The exception to the rule that the Jerusalem chapter is very poor is the section on the Crusades (pp. 28-32). It was quite good.
When he moves on to Athens, he quotes Homer as though he were a trusted historian, not a storyteller (p. 46). He also mis-tells the story of Athena's birth (p.49). Hephaestus did not "attack" Zeus - he split his head open at the request of Zeus (he had a horrible headache and felt like something was trying to push out of his head). Literally, a splitting headache!
The Parthenon - the most famous ancient temple in Athens, Greece |
If Lord Elgin were alive today he could easily sue for libel (p.77). Lord Elgin rescued the art of the Parthenon in the 19th century by buying as much as he could - it was for sale on the open market - and sending it to London to be preserved. He "stole" them to save them, not because he was a thief but because the 19th century Greeks did not value their own heritage. If, on the other hand, he wanted to discuss why the British Museum does not return them to Athens, he would've had a better argument.
For reasons unknown he mostly skips over the Persian destruction of Athens and how the city re-built itself and instead gives a half-hearted history of the Peloponnesian War (Sparta vs. Athens).
The section on Rome struck me as neither great nor poor, which is a victory of sorts.

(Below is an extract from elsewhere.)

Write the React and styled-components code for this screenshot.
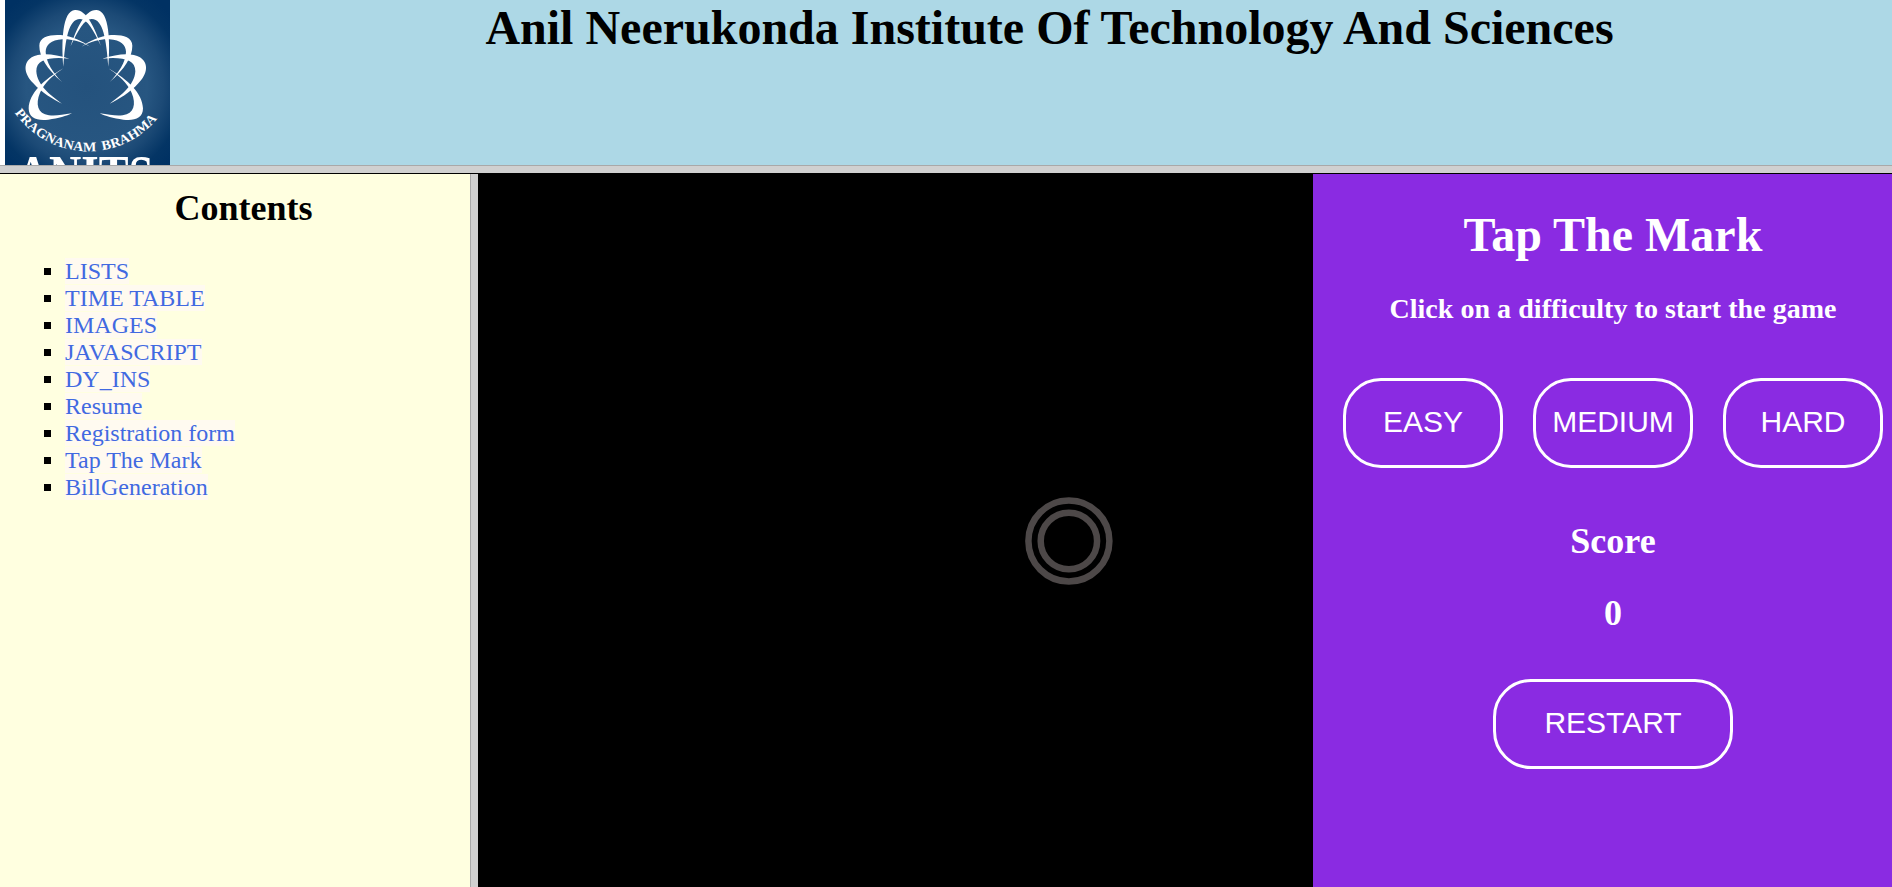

The London chapter assumes that the reader knows a lot about the struggle for religious liberty in Britain and Scotland and that one understands their Civil War - mighty big assumptions to make. As a result, it made for confusing reading for me (fairly well versed in the issues) and would be a mish-mash for most readers.
He also mis-attributes the George Bernard Shaw quote "England and America are two countries separated by a common language" to Winston Churchill. (p. 151)
The New York chapter is actually sort of bland, an anti-climax when compared to cities that had actual physical empires. He has a nice turn of phrase when he notes that when Dutch New Amsterdam became New York in 1664 "the first course of the American melting pot was served." (p. 158) However, we also have an inexplicable section on baseball (pages 168-171) that goes with nothing else in particular. There is not an over-arching sports theme in the book, just an orphan section on baseball...
Victor Davis Hanson (A War Like No Other: How the Athenians and Spartans Fought the Peloponnesian War) and Bernard Lewis (Islam: The Religion and the People), both fine authors and historians, are quoted extensively throughout the book, a fact that must be a source of professional embarrassment for both of them. Do yourself a favor, read Hanson and Lewis and skip this one entirely.
I sincerely enjoyed Is Christianity Good for the World?, a book that Douglas Wilson co-authored with Christopher Hitchens. This one does not even come close.
I rate this book 1 star out of 5.
This book can be found on Amazon.com here: Five Cities that Ruled the World.
Reviewed on December 22, 2009.
***EDIT August 9, 2020***
Please note: Today I came across information about other writings of Douglas Wilson that I am not comfortable with. He espouses a seriously warped view of American slavery and of women's rights. I do not endorse those views.